• _JOB_
Repeat the data word for word. Do not include the pictures.

start COLLECTED DATA

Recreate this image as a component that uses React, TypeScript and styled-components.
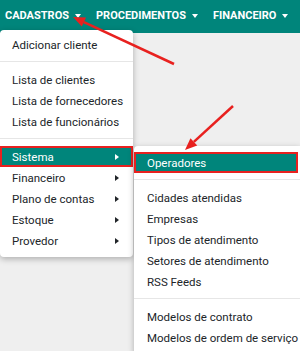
import styled, { createGlobalStyle } from 'styled-components';

const COLORS = {
    TEAL: '#00857b',
    PAGE: '#efefef',
    WHITE: '#ffffff',
    TEXT: '#212529',
    DIVIDER: '#e6e6e6',
    RED: '#e8211f',
};

const GlobalStyle = createGlobalStyle`
    html, body {
        margin: 0;
        padding: 0;
        overflow: hidden;
    }
    body {
        font-family: Roboto, 'Liberation Sans', sans-serif;
        background: ${COLORS.PAGE};
    }
`;

const Page = styled.div`
    position: relative;
    width: 300px;
    height: 351px;
    overflow: hidden;
    background: ${COLORS.PAGE};
`;

const NavBar = styled.nav`
    display: flex;
    align-items: center;
    gap: 15px;
    height: 33px;
    padding: 0 0 2px 5px;
    box-sizing: border-box;
    background: ${COLORS.TEAL};
`;

const NavItem = styled.div`
    display: flex;
    align-items: center;
    gap: 6px;
    color: ${COLORS.WHITE};
    font-size: 11px;
    font-weight: 700;
    white-space: nowrap;
`;

const DownCaret = styled.span`
    width: 0;
    height: 0;
    border-left: 3px solid transparent;
    border-right: 3px solid transparent;
    border-top: 4px solid ${COLORS.WHITE};
`;

const Menu = styled.div<{ $width: number }>`
    position: absolute;
    width: ${(p) => p.$width}px;
    padding: 4px 0 6px;
    background: ${COLORS.WHITE};
    border-radius: 4px;
    box-shadow: 0 2px 6px rgba(0, 0, 0, 0.28);
    box-sizing: border-box;
`;

const MainMenu = styled(Menu)`
    top: 30px;
    left: 0;
`;

const SubMenu = styled(Menu)`
    top: 0;
    left: 134px;
    padding-top: 6px;
    border-radius: 4px 0 0 4px;
`;

const ItemRow = styled.div<{ $active?: boolean }>`
    position: relative;
    display: flex;
    align-items: center;
    justify-content: space-between;
    height: 21px;
    padding: 0 14px 0 12px;
    font-size: 11.5px;
    white-space: nowrap;
    color: ${(p) => (p.$active ? COLORS.WHITE : COLORS.TEXT)};
    background: ${(p) => (p.$active ? COLORS.TEAL : 'transparent')};
    box-shadow: ${(p) => (p.$active ? `inset 0 0 0 2px ${COLORS.RED}` : 'none')};
`;

const SubRow = styled(ItemRow)`
    padding: 0 0 0 13px;
    margin-right: 2px;
`;

const RightCaret = styled.span<{ $light?: boolean }>`
    width: 0;
    height: 0;
    border-top: 3px solid transparent;
    border-bottom: 3px solid transparent;
    border-left: 4px solid ${(p) => (p.$light ? COLORS.WHITE : COLORS.TEXT)};
`;

const Divider = styled.div`
    height: 1px;
    margin: 6px 0 7px;
    background: ${COLORS.DIVIDER};
`;

const Annotations = styled.svg`
    position: absolute;
    inset: 0;
    pointer-events: none;
`;

const Arrow = ({ x1, y1, x2, y2 }: { x1: number; y1: number; x2: number; y2: number }) => {
    const angle = Math.atan2(y2 - y1, x2 - x1);
    const len = 12;
    const half = 5;
    const bx = x2 - len * Math.cos(angle);
    const by = y2 - len * Math.sin(angle);
    const px = -Math.sin(angle) * half;
    const py = Math.cos(angle) * half;
    return (
        <g>
            <line x1={x1} y1={y1} x2={bx} y2={by} stroke={COLORS.RED} strokeWidth={2.5} />
            <polygon points={`${x2},${y2} ${bx + px},${by + py} ${bx - px},${by - py}`} fill={COLORS.RED} />
        </g>
    );
};

const sistemaItems = [
    ['Operadores'],
    ['Cidades atendidas', 'Empresas', 'Tipos de atendimento', 'Setores de atendimento', 'RSS Feeds'],
    ['Modelos de contrato', 'Modelos de ordem de serviço'],
];

const App = () => {
    return (
        <Page>
            <GlobalStyle />
            <NavBar>
                {['CADASTROS', 'PROCEDIMENTOS', 'FINANCEIRO'].map((label) => (
                    <NavItem key={label}>
                        {label}
                        <DownCaret />
                    </NavItem>
                ))}
            </NavBar>

            <MainMenu $width={133}>
                <ItemRow>Adicionar cliente</ItemRow>
                <Divider />
                <ItemRow>Lista de clientes</ItemRow>
                <ItemRow>Lista de fornecedores</ItemRow>
                <ItemRow>Lista de funcionários</ItemRow>
                <Divider />
                <ItemRow $active>
                    Sistema
                    <RightCaret $light />
                    <SubMenu $width={166}>
                        {sistemaItems.map((group, gi) => (
                            <div key={gi}>
                                {gi > 0 && <Divider />}
                                {group.map((label) => (
                                    <SubRow key={label} $active={label === 'Operadores'}>
                                        {label}
                                    </SubRow>
                                ))}
                            </div>
                        ))}
                    </SubMenu>
                </ItemRow>
                {['Financeiro', 'Plano de contas', 'Estoque', 'Provedor'].map((label) => (
                    <ItemRow key={label}>
                        {label}
                        <RightCaret />
                    </ItemRow>
                ))}
            </MainMenu>

            <Annotations width={300} height={351}>
                <Arrow x1={174} y1={64} x2={73} y2={17} />
                <Arrow x1={233} y1={106} x2={185} y2={150} />
            </Annotations>
        </Page>
    );
};

export default App;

end COLLECTED DATA

• _EXPECTED ANSWER_
Recreate this image as a component that uses React, TypeScript and styled-components.
import styled, { createGlobalStyle } from 'styled-components';

const COLORS = {
    TEAL: '#00857b',
    PAGE: '#efefef',
    WHITE: '#ffffff',
    TEXT: '#212529',
    DIVIDER: '#e6e6e6',
    RED: '#e8211f',
};

const GlobalStyle = createGlobalStyle`
    html, body {
        margin: 0;
        padding: 0;
        overflow: hidden;
    }
    body {
        font-family: Roboto, 'Liberation Sans', sans-serif;
        background: ${COLORS.PAGE};
    }
`;

const Page = styled.div`
    position: relative;
    width: 300px;
    height: 351px;
    overflow: hidden;
    background: ${COLORS.PAGE};
`;

const NavBar = styled.nav`
    display: flex;
    align-items: center;
    gap: 15px;
    height: 33px;
    padding: 0 0 2px 5px;
    box-sizing: border-box;
    background: ${COLORS.TEAL};
`;

const NavItem = styled.div`
    display: flex;
    align-items: center;
    gap: 6px;
    color: ${COLORS.WHITE};
    font-size: 11px;
    font-weight: 700;
    white-space: nowrap;
`;

const DownCaret = styled.span`
    width: 0;
    height: 0;
    border-left: 3px solid transparent;
    border-right: 3px solid transparent;
    border-top: 4px solid ${COLORS.WHITE};
`;

const Menu = styled.div<{ $width: number }>`
    position: absolute;
    width: ${(p) => p.$width}px;
    padding: 4px 0 6px;
    background: ${COLORS.WHITE};
    border-radius: 4px;
    box-shadow: 0 2px 6px rgba(0, 0, 0, 0.28);
    box-sizing: border-box;
`;

const MainMenu = styled(Menu)`
    top: 30px;
    left: 0;
`;

const SubMenu = styled(Menu)`
    top: 0;
    left: 134px;
    padding-top: 6px;
    border-radius: 4px 0 0 4px;
`;

const ItemRow = styled.div<{ $active?: boolean }>`
    position: relative;
    display: flex;
    align-items: center;
    justify-content: space-between;
    height: 21px;
    padding: 0 14px 0 12px;
    font-size: 11.5px;
    white-space: nowrap;
    color: ${(p) => (p.$active ? COLORS.WHITE : COLORS.TEXT)};
    background: ${(p) => (p.$active ? COLORS.TEAL : 'transparent')};
    box-shadow: ${(p) => (p.$active ? `inset 0 0 0 2px ${COLORS.RED}` : 'none')};
`;

const SubRow = styled(ItemRow)`
    padding: 0 0 0 13px;
    margin-right: 2px;
`;

const RightCaret = styled.span<{ $light?: boolean }>`
    width: 0;
    height: 0;
    border-top: 3px solid transparent;
    border-bottom: 3px solid transparent;
    border-left: 4px solid ${(p) => (p.$light ? COLORS.WHITE : COLORS.TEXT)};
`;

const Divider = styled.div`
    height: 1px;
    margin: 6px 0 7px;
    background: ${COLORS.DIVIDER};
`;

const Annotations = styled.svg`
    position: absolute;
    inset: 0;
    pointer-events: none;
`;

const Arrow = ({ x1, y1, x2, y2 }: { x1: number; y1: number; x2: number; y2: number }) => {
    const angle = Math.atan2(y2 - y1, x2 - x1);
    const len = 12;
    const half = 5;
    const bx = x2 - len * Math.cos(angle);
    const by = y2 - len * Math.sin(angle);
    const px = -Math.sin(angle) * half;
    const py = Math.cos(angle) * half;
    return (
        <g>
            <line x1={x1} y1={y1} x2={bx} y2={by} stroke={COLORS.RED} strokeWidth={2.5} />
            <polygon points={`${x2},${y2} ${bx + px},${by + py} ${bx - px},${by - py}`} fill={COLORS.RED} />
        </g>
    );
};

const sistemaItems = [
    ['Operadores'],
    ['Cidades atendidas', 'Empresas', 'Tipos de atendimento', 'Setores de atendimento', 'RSS Feeds'],
    ['Modelos de contrato', 'Modelos de ordem de serviço'],
];

const App = () => {
    return (
        <Page>
            <GlobalStyle />
            <NavBar>
                {['CADASTROS', 'PROCEDIMENTOS', 'FINANCEIRO'].map((label) => (
                    <NavItem key={label}>
                        {label}
                        <DownCaret />
                    </NavItem>
                ))}
            </NavBar>

            <MainMenu $width={133}>
                <ItemRow>Adicionar cliente</ItemRow>
                <Divider />
                <ItemRow>Lista de clientes</ItemRow>
                <ItemRow>Lista de fornecedores</ItemRow>
                <ItemRow>Lista de funcionários</ItemRow>
                <Divider />
                <ItemRow $active>
                    Sistema
                    <RightCaret $light />
                    <SubMenu $width={166}>
                        {sistemaItems.map((group, gi) => (
                            <div key={gi}>
                                {gi > 0 && <Divider />}
                                {group.map((label) => (
                                    <SubRow key={label} $active={label === 'Operadores'}>
                                        {label}
                                    </SubRow>
                                ))}
                            </div>
                        ))}
                    </SubMenu>
                </ItemRow>
                {['Financeiro', 'Plano de contas', 'Estoque', 'Provedor'].map((label) => (
                    <ItemRow key={label}>
                        {label}
                        <RightCaret />
                    </ItemRow>
                ))}
            </MainMenu>

            <Annotations width={300} height={351}>
                <Arrow x1={174} y1={64} x2={73} y2={17} />
                <Arrow x1={233} y1={106} x2={185} y2={150} />
            </Annotations>
        </Page>
    );
};

export default App;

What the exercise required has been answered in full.